Many people are judgmental and the greater their feelings of inadequacy, the more they judge others. Insecurity is positively correlated with projecting faults and flaws. When a person feels inherently deficient in some way, the more likely they are to mock and belittle others who have healthier approaches to life or live by a different credo than their own. Understanding the way humans react based on their internal status is helpful; however, it is estimated based on casual surveys that up to 80% of people readily admit to being judgmental of others.

It stands to reason that if a person isn’t comfortable with himself that he finds reason to judge what others are doing and how they live their lives. He has no inner contentment to enjoy, so he focuses his gaze elsewhere. Statistically, it appears the majority of people are not comfortable with who they are. This is different than witnessing other choices and deciding what isn’t good for us, based on all available data. Science is fairly clear on factors underlying good health. I can see that some people consistently make unhealthy choices. However, I don’t judge them for where they are. Everyone is on their own timetable for learning (or not) how to show greater love to self through making healthier choices. I have been at many unhealthy places in the past. I chose to leave them behind.

On the other hand, some make it a sport to be unkind to others with unrelenting criticism and judgement. We see this often in the public political arena, on the daily news, and on networking forums. Criticizing others has become blood-sport, a gladiator ring of mudslinging, psychological violence, and shaming. Many pride themselves on their ability to cut others down to size and admire their own ability to do so with smug satisfaction.
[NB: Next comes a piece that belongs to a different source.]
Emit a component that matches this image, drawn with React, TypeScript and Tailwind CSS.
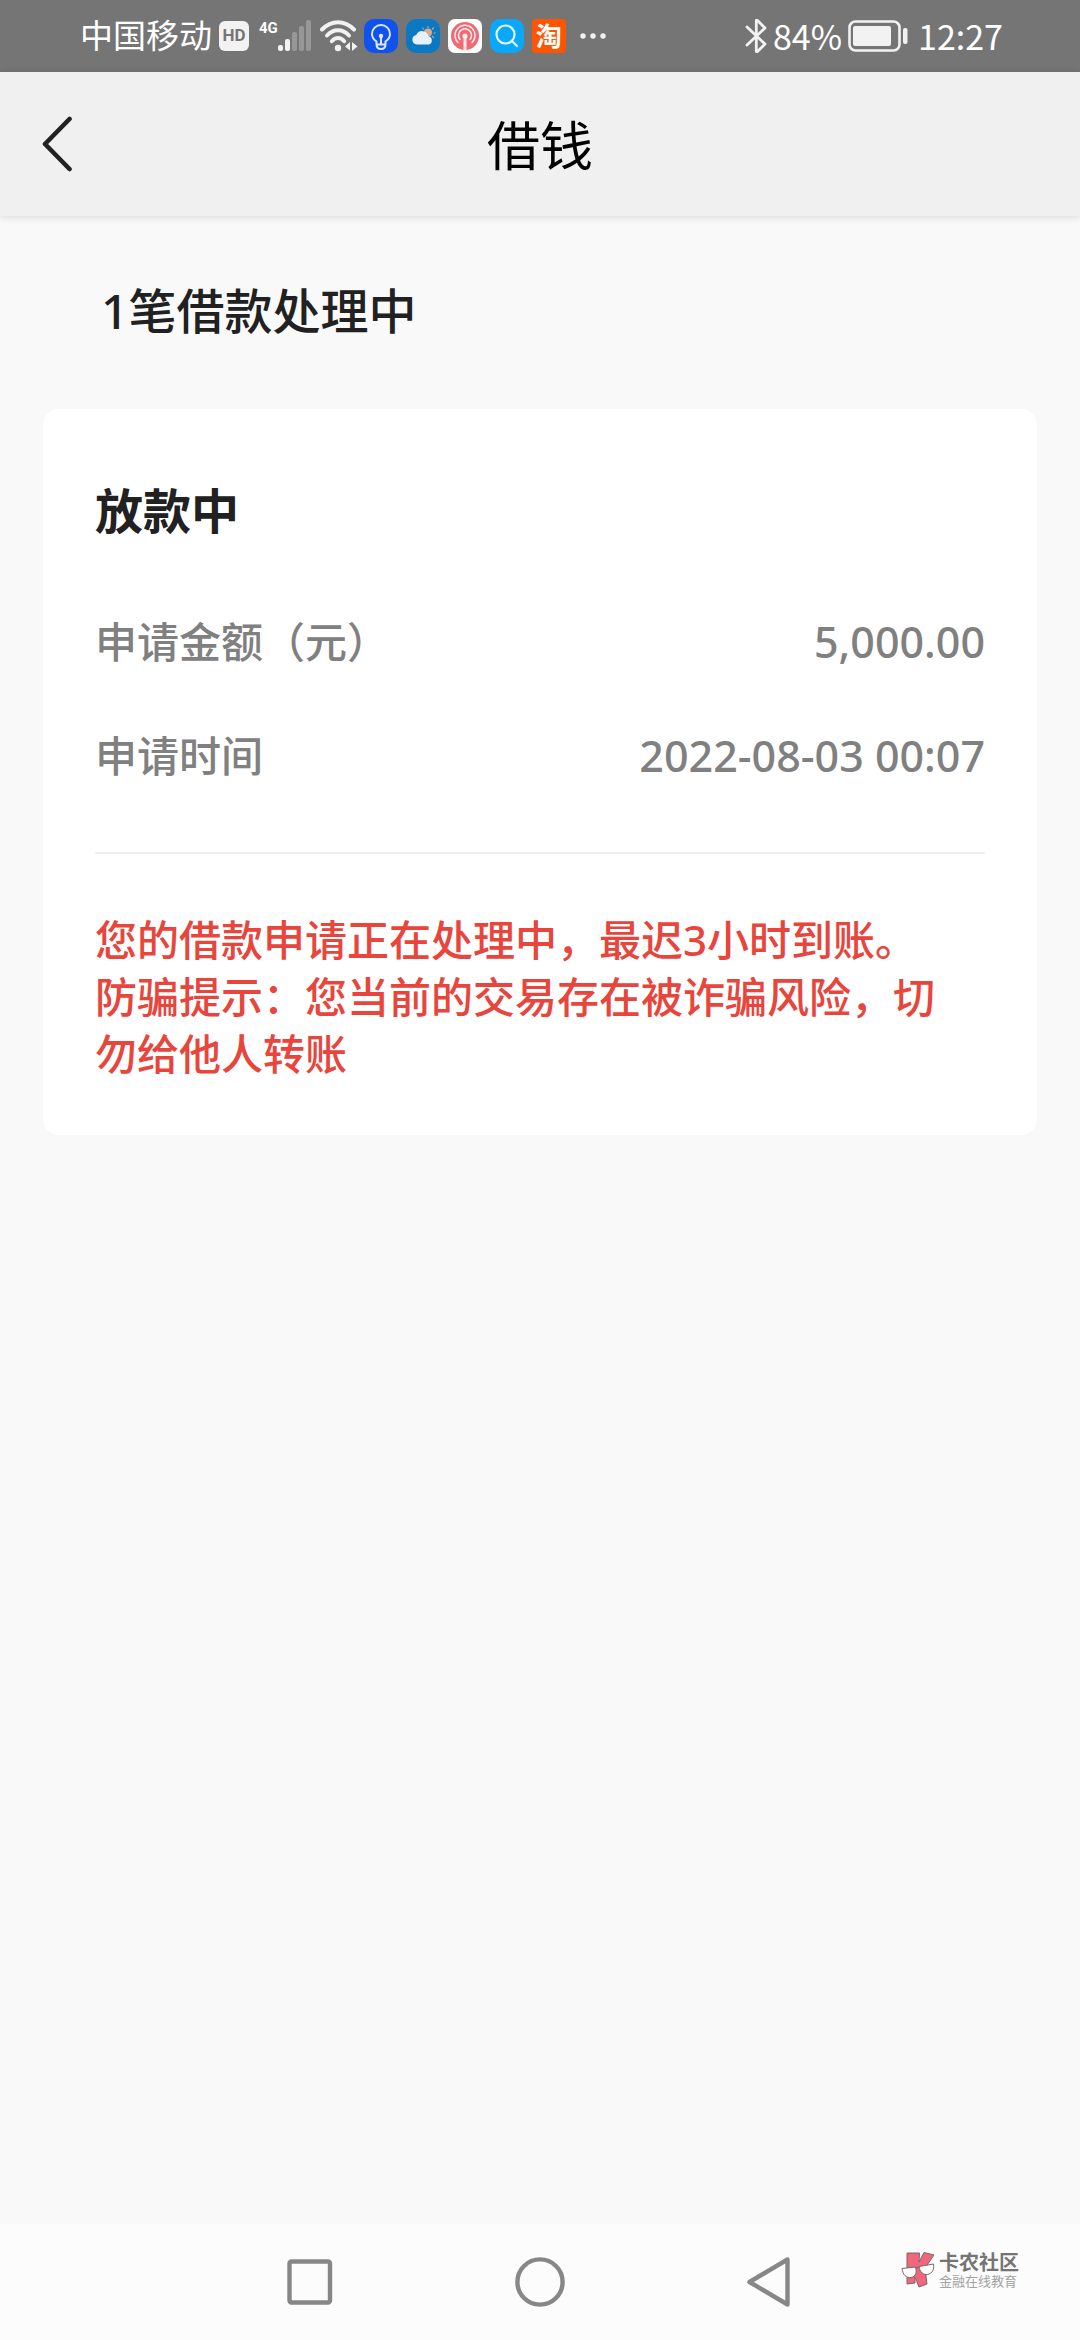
import type { ReactNode } from 'react';

interface DetailRow {
  label: string;
  value: string;
}

const loan = {
  status: '放款中',
  rows: [
    { label: '申请金额（元）', value: '5,000.00' },
    { label: '申请时间', value: '2022-08-03 00:07' },
  ] as DetailRow[],
  notices: [
    '您的借款申请正在处理中，最迟3小时到账。',
    '防骗提示：您当前的交易存在被诈骗风险，切勿给他人转账',
  ],
};

function SignalIcon() {
  return (
    <svg className="h-8 w-[34px]" viewBox="0 0 34 32" fill="#f2f2f2">
      <rect x="0" y="25" width="5" height="6" rx="2" />
      <rect x="7" y="19" width="5" height="12" rx="2" />
      <g fill="#979797">
        <rect x="14" y="12" width="5" height="19" rx="2" />
        <rect x="21" y="6" width="5" height="25" rx="2" />
        <rect x="28" y="0" width="5" height="31" rx="2" />
      </g>
    </svg>
  );
}

function WifiIcon() {
  return (
    <svg className="h-8 w-[38px]" viewBox="0 0 38 32" fill="none" stroke="#f2f2f2" strokeWidth="4" strokeLinecap="round">
      <path d="M2 9.500C11.500 -.2 24.500 -.2 34 9.500" />
      <path d="M7 15.500C13.500 8.600 22.500 8.600 29 15.500" />
      <path d="M11.800 21.200C15.500 17 20.500 17 24.200 21.200" />
      <circle cx="18" cy="28" r="3.200" fill="#f2f2f2" stroke="none" />
      <path d="M30 22v8.500l-5-4zM32 22l5.500 4.500L32 31z" fill="#f2f2f2" stroke="none" />
    </svg>
  );
}

// Coloured square that holds one notification glyph
function AppIcon({ className, children }: { className: string; children: ReactNode }) {
  return (
    <span className={`flex h-[34px] w-[34px] items-center justify-center overflow-hidden ${className}`}>
      {children}
    </span>
  );
}

function BulbIcon() {
  return (
    <svg className="h-full w-full" viewBox="0 0 34 34" fill="none" stroke="#dbe6ff" strokeWidth="2" strokeLinejoin="round">
      <path d="M12.500 25v-2.500C9.500 20.500 8 18 8 15a9 9 0 0 1 18 0c0 3-1.500 5.500-4.500 7.500V25c0 3-1.500 5-4.500 5s-4.500-2-4.500-5z" />
      <path d="M12.500 25.500h9M17 18v7" />
      <circle cx="17" cy="17" r="2.200" fill="#dbe6ff" stroke="none" />
    </svg>
  );
}

function WeatherIcon() {
  return (
    <svg className="h-full w-full" viewBox="0 0 34 34">
      <g stroke="#c9a98a" strokeWidth="1.200" strokeLinecap="round">
        <path d="M22 8.500v-1M26.500 10l1-1.200M28 14h1.200M17.500 10l-.8-1M26.500 17.500l1 1" />
      </g>
      <circle cx="22" cy="13.500" r="4" fill="#d9ad85" />
      <path
        d="M11 25.500a4.800 4.800 0 0 1-.8-9.500 6.500 6.500 0 0 1 12.300 1.200 4.300 4.300 0 0 1 .3 8.300z"
        fill="#e6f1fb"
      />
    </svg>
  );
}

function RadioIcon() {
  return (
    <svg className="h-full w-full" viewBox="0 0 34 34" fill="none" stroke="#fbe9ea" strokeWidth="1.500" strokeLinecap="round">
      <circle cx="17" cy="17" r="14" fill="#ee6b74" stroke="none" />
      <path d="M10 23.500a10 10 0 1 1 14 0" />
      <path d="M12 20.500a6.500 6.500 0 1 1 10 0" />
      <circle cx="17" cy="17" r="2.600" fill="#fbe9ea" stroke="none" />
      <path d="M17 18v13" strokeWidth="3" />
    </svg>
  );
}

function SearchIcon() {
  return (
    <svg className="h-full w-full" viewBox="0 0 34 34" fill="none" stroke="#e4f6ff" strokeWidth="2.200" strokeLinecap="round">
      <circle cx="15.500" cy="15.500" r="9" />
      <path d="M22 22l5 5" />
    </svg>
  );
}

function MoreIcon() {
  return (
    <svg className="h-[6px] w-[26px]" viewBox="0 0 26 6" fill="#f2f2f2">
      <circle cx="3" cy="3" r="2.700" />
      <circle cx="13" cy="3" r="2.700" />
      <circle cx="23" cy="3" r="2.700" />
    </svg>
  );
}

function BluetoothIcon() {
  return (
    <svg
      className="h-[34px] w-[22px]"
      viewBox="0 0 22 34"
      fill="none"
      stroke="#f2f2f2"
      strokeWidth="2.800"
      strokeLinecap="round"
      strokeLinejoin="round"
    >
      <path d="M2 8l18 17-7.500 7.500h-1.200V1.500h1.200L20 9 2 26" />
    </svg>
  );
}

function BatteryIcon() {
  return (
    <svg className="h-8 w-[60px]" viewBox="0 0 60 32" fill="#f2f2f2">
      <rect x="1.500" y="1.500" width="50" height="29" rx="6" fill="none" stroke="#f2f2f2" strokeWidth="2.600" />
      <rect x="5" y="6" width="38" height="20" rx="2" />
      <rect x="55" y="8" width="4.500" height="16" rx="2" />
    </svg>
  );
}

function StatusBar() {
  return (
    <div className="flex h-[72px] items-center justify-between bg-[#757575] pr-[77px] pl-20 text-white">
      <div className="flex items-center">
        <span className="text-[33px] leading-9">中国移动</span>
        <span className="ml-[7px] flex h-[30px] w-[30px] items-center justify-center rounded-md bg-[#f2f2f2] font-['Roboto',sans-serif] text-[17px] font-bold text-[#757575]">
          HD
        </span>
        <span className="ml-2.5 self-start font-['Roboto',sans-serif] text-[15px] leading-5 font-bold">4G</span>
        <SignalIcon />
        <span className="ml-2">
          <WifiIcon />
        </span>
        <div className="ml-1.5 flex gap-2">
          <AppIcon className="rounded-[10px] bg-[#0f52ee]">
            <BulbIcon />
          </AppIcon>
          <AppIcon className="rounded-[10px] bg-[#0b78c4]">
            <WeatherIcon />
          </AppIcon>
          <AppIcon className="rounded-[7px] bg-white">
            <RadioIcon />
          </AppIcon>
          <AppIcon className="rounded-[10px] bg-[#0aa8fb]">
            <SearchIcon />
          </AppIcon>
          <AppIcon className="rounded-sm bg-[#ff5500] text-[26px] leading-none font-bold">淘</AppIcon>
        </div>
        <span className="ml-3.5">
          <MoreIcon />
        </span>
      </div>
      <div className="flex items-center font-['Noto_Sans_CJK_SC',sans-serif]">
        <BluetoothIcon />
        <span className="ml-1.5 text-[34px] leading-9">84%</span>
        <span className="ml-1.5">
          <BatteryIcon />
        </span>
        <span className="ml-2.5 text-[34px] leading-9">12:27</span>
      </div>
    </div>
  );
}

function Header() {
  return (
    <header className="relative z-10 grid h-36 grid-cols-3 items-center bg-[#f0f0f0] shadow-[0_1px_8px_rgba(0,0,0,0.14)]">
      <button type="button" aria-label="返回" className="w-28 pl-[41px]">
        <svg
          className="h-14 w-8"
          viewBox="0 0 32 56"
          fill="none"
          stroke="#222222"
          strokeWidth="4.600"
          strokeLinecap="round"
          strokeLinejoin="round"
        >
          <path d="M28.500 3L4 28l24.500 25" />
        </svg>
      </button>
      <h1 className="pt-1 text-center text-[53px] leading-[64px] text-black">借钱</h1>
    </header>
  );
}

function LoanCard() {
  return (
    <section className="mx-[43px] mt-[66px] rounded-2xl bg-white px-[52px] pt-[70px] pb-[53px]">
      <h3 className="text-5xl leading-[64px] font-bold text-[#212121]">{loan.status}</h3>
      <dl className="mt-[70px] flex flex-col gap-[57px] font-medium text-[#808080]">
        {loan.rows.map(row => (
          <div key={row.label} className="flex items-center justify-between leading-[57px]">
            <dt className="text-[42px]">{row.label}</dt>
            <dd className="text-[43px]">{row.value}</dd>
          </div>
        ))}
      </dl>
      <div className="mt-[68px] border-t-2 border-[#eeeeee] pt-[57px] pr-8 text-[42px] leading-[57px] font-medium text-[#e8453c]">
        {loan.notices.map(notice => (
          <p key={notice}>{notice}</p>
        ))}
      </div>
    </section>
  );
}

function Watermark() {
  return (
    <div className="absolute top-7 right-[61px] flex items-center gap-1">
      <svg className="h-9 w-[34px]" viewBox="0 0 34 36" stroke="#77696b" strokeWidth="1" strokeLinejoin="round">
        <path d="M6 1h12.500l-.5 9 5-9.500L33 3l-9 13 2 16-8 3-4-10v6l-8 1V1z" fill="#f2667b" />
        <path d="M1 16.500L14.500 15c1.500 5 .5 9.500-4.500 10.500-5 .5-8-2.500-9-9zM18 14.500L32.500 12c1 6-1.500 9.500-6 10.500-4 .5-7.500-2-8.500-8z" fill="#ffffff" />
        <path d="M14.500 16l3.500-1" />
      </svg>
      <div className="flex flex-col">
        <span className="text-[20px] leading-[22px] font-bold text-[#757575]">卡农社区</span>
        <span className="text-[13px] leading-[14px] text-[#a3a3a3]">金融在线教育</span>
      </div>
    </div>
  );
}

function NavBar() {
  return (
    <nav className="relative h-[116px] bg-[#fcfcfc]">
      <div className="mx-auto grid h-full w-[64%] grid-cols-3">
        <button type="button" aria-label="最近任务" className="flex items-center justify-center">
          <svg className="h-[50px] w-[50px]" viewBox="0 0 50 50" fill="none" stroke="#878787" strokeWidth="4.400">
            <rect x="4.500" y="4.500" width="40.500" height="41" rx="2" />
          </svg>
        </button>
        <button type="button" aria-label="主屏幕" className="flex items-center justify-center">
          <svg className="h-[50px] w-[50px]" viewBox="0 0 50 50" fill="none" stroke="#878787" strokeWidth="4.400">
            <circle cx="25" cy="25" r="22.600" />
          </svg>
        </button>
        <button type="button" aria-label="返回上一页" className="flex items-center justify-center">
          <svg
            className="h-[50px] w-[50px]"
            viewBox="0 0 50 50"
            fill="none"
            stroke="#878787"
            strokeWidth="4.400"
            strokeLinejoin="round"
          >
            <path d="M42.500 2.500v45L4.500 25z" />
          </svg>
        </button>
      </div>
      <Watermark />
    </nav>
  );
}

export default function App() {
  return (
    <div
      lang="zh-CN"
      className="flex min-h-screen flex-col bg-[#f9f9f9] font-['Noto_Sans','Noto_Sans_CJK_SC',sans-serif]"
    >
      <StatusBar />
      <Header />
      <main className="flex-1 pt-[63px]">
        <h2 className="pl-[101px] text-5xl leading-[64px] font-medium text-[#212121]">1笔借款处理中</h2>
        <LoanCard />
      </main>
      <NavBar />
    </div>
  );
}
Therefore, when the 80% of people who aren’t happy with themselves are critical, don’t take it to heart. It isn’t necessary to adapt to the judgments of others, rather, release yourself from being affected by their criticism. People criticize Mother Teresa. They bad-mouth the teachings of Jesus. They denounce the non-violent resistance of Gandhi and King. They accuse Buddha of being demonic. If they hold you in negative esteem, know that the most well-meaning people throughout history have been held in poor esteem as well.   

It isn’t that we aren’t without faults. We have them. Yet each person is to be concerned with correcting his own. When we focus our efforts at home, we have little energy left to criticize others. We become better versions of ourselves.